Data items =>
______

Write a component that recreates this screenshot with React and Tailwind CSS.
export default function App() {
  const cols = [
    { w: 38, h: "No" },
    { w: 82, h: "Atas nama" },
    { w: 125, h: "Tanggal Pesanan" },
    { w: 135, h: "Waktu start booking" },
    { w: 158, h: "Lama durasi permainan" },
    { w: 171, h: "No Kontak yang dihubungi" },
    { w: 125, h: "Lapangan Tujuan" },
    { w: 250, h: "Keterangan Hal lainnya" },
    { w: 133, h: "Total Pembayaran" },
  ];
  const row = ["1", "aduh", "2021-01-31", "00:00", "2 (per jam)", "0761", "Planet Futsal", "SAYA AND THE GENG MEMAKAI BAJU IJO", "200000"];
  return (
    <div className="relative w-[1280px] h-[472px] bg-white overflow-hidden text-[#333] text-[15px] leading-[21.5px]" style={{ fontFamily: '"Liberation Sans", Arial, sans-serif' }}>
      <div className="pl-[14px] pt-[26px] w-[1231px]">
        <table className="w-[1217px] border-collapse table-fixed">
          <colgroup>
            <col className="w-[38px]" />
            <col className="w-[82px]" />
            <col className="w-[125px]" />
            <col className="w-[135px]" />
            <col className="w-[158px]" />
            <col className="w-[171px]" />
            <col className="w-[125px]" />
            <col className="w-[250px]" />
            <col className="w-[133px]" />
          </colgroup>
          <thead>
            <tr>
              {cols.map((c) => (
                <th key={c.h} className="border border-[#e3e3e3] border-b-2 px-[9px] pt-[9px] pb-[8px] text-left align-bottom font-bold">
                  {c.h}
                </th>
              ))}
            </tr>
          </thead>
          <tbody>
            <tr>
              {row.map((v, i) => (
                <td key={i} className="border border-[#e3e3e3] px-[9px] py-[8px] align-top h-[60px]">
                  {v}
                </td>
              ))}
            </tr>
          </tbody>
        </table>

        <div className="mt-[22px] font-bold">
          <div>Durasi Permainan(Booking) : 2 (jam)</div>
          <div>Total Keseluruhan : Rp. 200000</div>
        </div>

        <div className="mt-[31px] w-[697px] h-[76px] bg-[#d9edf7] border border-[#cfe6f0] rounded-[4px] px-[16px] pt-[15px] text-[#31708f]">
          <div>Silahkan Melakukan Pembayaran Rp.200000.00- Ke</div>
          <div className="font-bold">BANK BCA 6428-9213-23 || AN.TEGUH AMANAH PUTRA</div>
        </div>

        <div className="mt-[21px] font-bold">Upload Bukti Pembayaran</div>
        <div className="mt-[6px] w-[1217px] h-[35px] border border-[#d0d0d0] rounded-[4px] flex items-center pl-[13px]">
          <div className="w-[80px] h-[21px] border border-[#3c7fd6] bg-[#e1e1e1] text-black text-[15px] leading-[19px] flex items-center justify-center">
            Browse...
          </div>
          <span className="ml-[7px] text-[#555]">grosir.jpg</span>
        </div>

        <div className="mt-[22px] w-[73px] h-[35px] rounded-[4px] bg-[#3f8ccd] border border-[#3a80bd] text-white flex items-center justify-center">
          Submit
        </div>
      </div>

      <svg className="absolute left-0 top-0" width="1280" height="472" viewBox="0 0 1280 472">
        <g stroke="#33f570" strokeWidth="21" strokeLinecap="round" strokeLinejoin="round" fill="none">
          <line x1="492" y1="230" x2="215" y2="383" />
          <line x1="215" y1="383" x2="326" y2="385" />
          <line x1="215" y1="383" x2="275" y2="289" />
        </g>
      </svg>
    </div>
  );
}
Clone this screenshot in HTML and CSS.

______

Problem =>
Every entry should be output exactly as written, please.

Exercise response =>
Write a component that recreates this screenshot with React and Tailwind CSS.
export default function App() {
  const cols = [
    { w: 38, h: "No" },
    { w: 82, h: "Atas nama" },
    { w: 125, h: "Tanggal Pesanan" },
    { w: 135, h: "Waktu start booking" },
    { w: 158, h: "Lama durasi permainan" },
    { w: 171, h: "No Kontak yang dihubungi" },
    { w: 125, h: "Lapangan Tujuan" },
    { w: 250, h: "Keterangan Hal lainnya" },
    { w: 133, h: "Total Pembayaran" },
  ];
  const row = ["1", "aduh", "2021-01-31", "00:00", "2 (per jam)", "0761", "Planet Futsal", "SAYA AND THE GENG MEMAKAI BAJU IJO", "200000"];
  return (
    <div className="relative w-[1280px] h-[472px] bg-white overflow-hidden text-[#333] text-[15px] leading-[21.5px]" style={{ fontFamily: '"Liberation Sans", Arial, sans-serif' }}>
      <div className="pl-[14px] pt-[26px] w-[1231px]">
        <table className="w-[1217px] border-collapse table-fixed">
          <colgroup>
            <col className="w-[38px]" />
            <col className="w-[82px]" />
            <col className="w-[125px]" />
            <col className="w-[135px]" />
            <col className="w-[158px]" />
            <col className="w-[171px]" />
            <col className="w-[125px]" />
            <col className="w-[250px]" />
            <col className="w-[133px]" />
          </colgroup>
          <thead>
            <tr>
              {cols.map((c) => (
                <th key={c.h} className="border border-[#e3e3e3] border-b-2 px-[9px] pt-[9px] pb-[8px] text-left align-bottom font-bold">
                  {c.h}
                </th>
              ))}
            </tr>
          </thead>
          <tbody>
            <tr>
              {row.map((v, i) => (
                <td key={i} className="border border-[#e3e3e3] px-[9px] py-[8px] align-top h-[60px]">
                  {v}
                </td>
              ))}
            </tr>
          </tbody>
        </table>

        <div className="mt-[22px] font-bold">
          <div>Durasi Permainan(Booking) : 2 (jam)</div>
          <div>Total Keseluruhan : Rp. 200000</div>
        </div>

        <div className="mt-[31px] w-[697px] h-[76px] bg-[#d9edf7] border border-[#cfe6f0] rounded-[4px] px-[16px] pt-[15px] text-[#31708f]">
          <div>Silahkan Melakukan Pembayaran Rp.200000.00- Ke</div>
          <div className="font-bold">BANK BCA 6428-9213-23 || AN.TEGUH AMANAH PUTRA</div>
        </div>

        <div className="mt-[21px] font-bold">Upload Bukti Pembayaran</div>
        <div className="mt-[6px] w-[1217px] h-[35px] border border-[#d0d0d0] rounded-[4px] flex items-center pl-[13px]">
          <div className="w-[80px] h-[21px] border border-[#3c7fd6] bg-[#e1e1e1] text-black text-[15px] leading-[19px] flex items-center justify-center">
            Browse...
          </div>
          <span className="ml-[7px] text-[#555]">grosir.jpg</span>
        </div>

        <div className="mt-[22px] w-[73px] h-[35px] rounded-[4px] bg-[#3f8ccd] border border-[#3a80bd] text-white flex items-center justify-center">
          Submit
        </div>
      </div>

      <svg className="absolute left-0 top-0" width="1280" height="472" viewBox="0 0 1280 472">
        <g stroke="#33f570" strokeWidth="21" strokeLinecap="round" strokeLinejoin="round" fill="none">
          <line x1="492" y1="230" x2="215" y2="383" />
          <line x1="215" y1="383" x2="326" y2="385" />
          <line x1="215" y1="383" x2="275" y2="289" />
        </g>
      </svg>
    </div>
  );
}
Clone this screenshot in HTML and CSS.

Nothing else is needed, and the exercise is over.